Одним из самых страшных симптомов, говоривших о духовном опустошении, произведенном войной, было то, что жизнь этих «солнечных сплетений» иссякла.
Внешне это не бросалось в глаза, но душа не чувствовала пульса, горячей волны крови. Она испытывала жуткое головокружение, встречая неожиданную пустоту именно там, где привыкла находить опору и оправдание. Эта пустота говорила о полном отливе крови от мозга, о духовном обмороке страны. <…>
Но ни один из кварталов Парижа не производит во время войны впечатлений большего душевного запустения, чем Монпарнас. Внешне он изменился, быть может, меньше других: он оживлен, он люден. «Академии» переполнены. Но нигде больше, чем на этом перекрестке бульваров Монпарнаса и Распайля, не чувствуется запустения великого города, нигде отлив духа не обнажил более трагически затягивающего ила на дне каналов. На этих улицах кипело и вырастало то поколение французского искусства, которое теперь истреблено войной, и видимость жизни, сообщаемая этому кварталу присутствием иностранцев, зияет всей огромной пустотой, оставленной по себе этим поколением, хирургически изъятым из европейской жизни.
Последние книги поэта Ильи Эренбурга – «Стихи о Канунах»{2}, «Повесть о жизни некоей Наденьки и о вещих знамениях, явленных ей», «Избранные переводы Франсуа Вийона» – возникли в этом запустении Монпарнаса, в духовном обнажении Парижа времен Великой войны. Даже переводы <из> Франсуа Вийона (Виллона), прекрасные в своей субъективности, не менее, чем оригинальные стихи Эренбурга, говорят об эпохе, в которую они были сделаны.

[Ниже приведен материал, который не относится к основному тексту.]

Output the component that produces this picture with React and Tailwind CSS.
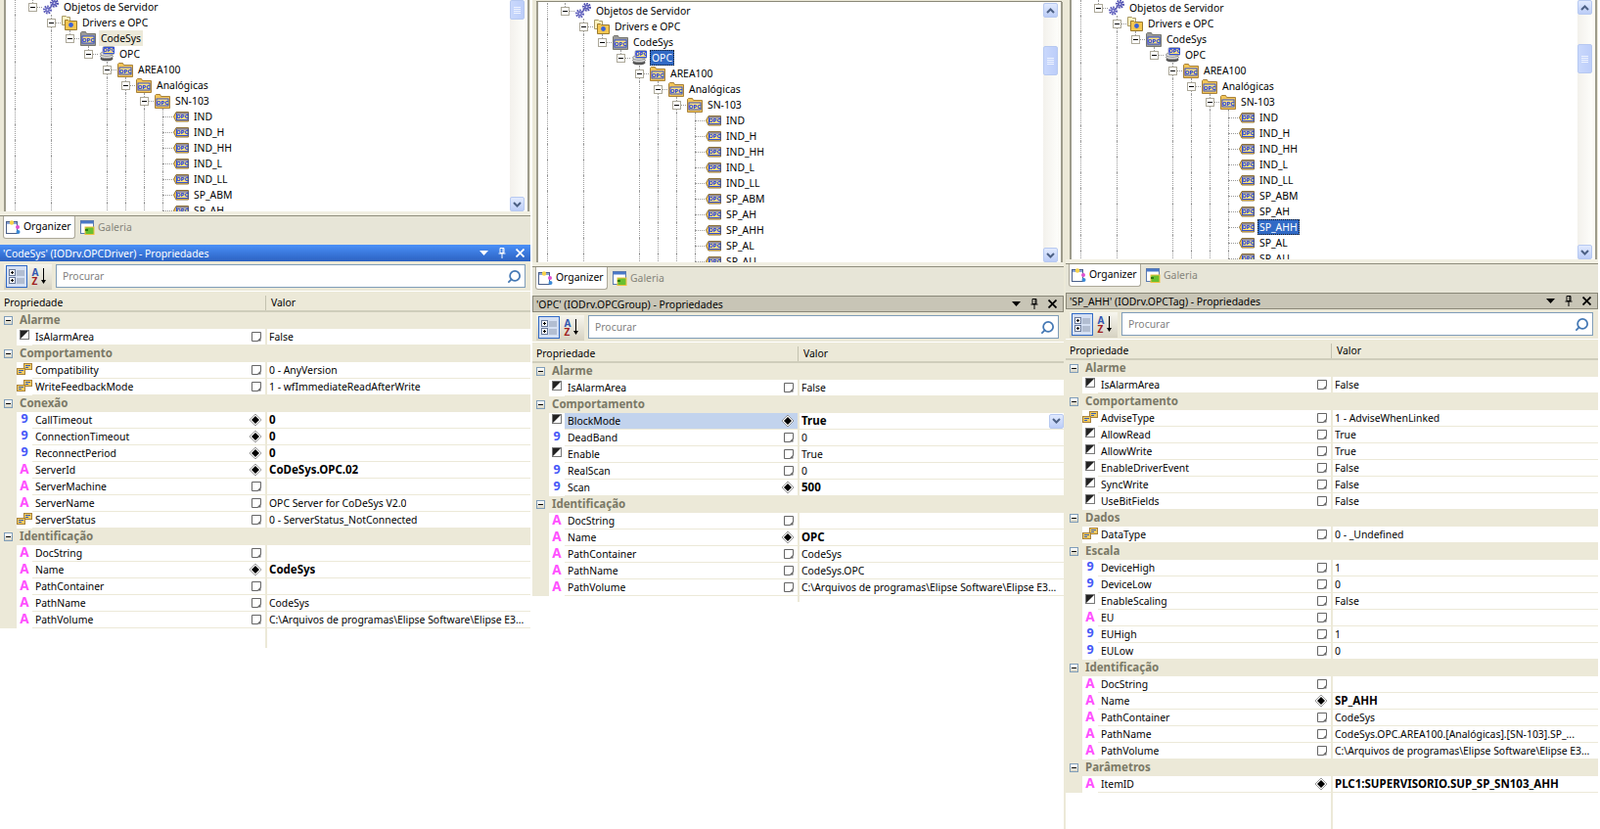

Исступленные и мучительные книги, местами темные до полной непонятности, местами судорожно-искаженные болью и жалостью, местами подымающиеся до пророческих прозрений и глубоко человечной простоты. Книги, изуродованные цензурными ножницами и пестрящие многоточиями. Книги большой веры и большого кощунства. К ним почти невозможно относиться как к произведениям искусства, хотя в них есть и высокие поэтические достижения. Это – лирический документ. И их надо принимать, как таковой. В них меньше, чем надо, литературы, в них больше исповеди, чем возможно принять от поэта…
Я не могу себе представить Монпарнас времен войны без фигуры Эренбурга. Его внешний облик как нельзя более подходит к общему характеру духовного запустения. С болезненным, плохо выбритым лицом, с большими, нависшими, неуловимо косящими глазами, отяжелелыми семитическими губами, с очень длинными и очень прямыми полосами, свисающими несуразными космами, в широкополой фетровой шляпе, стоящей торчком, как средневековый колпак, сгорбленный, с плечами и ногами, ввернутыми внутрь, в синей куртке, посыпанной пылью, перхотью и табачным пеплом, имеющий вид человека, «которым только что вымыли пол», Эренбург настолько «левобережен» и «монпарнасен», что одно его появление в других кварталах Парижа вызывает смуту и волнение прохожих.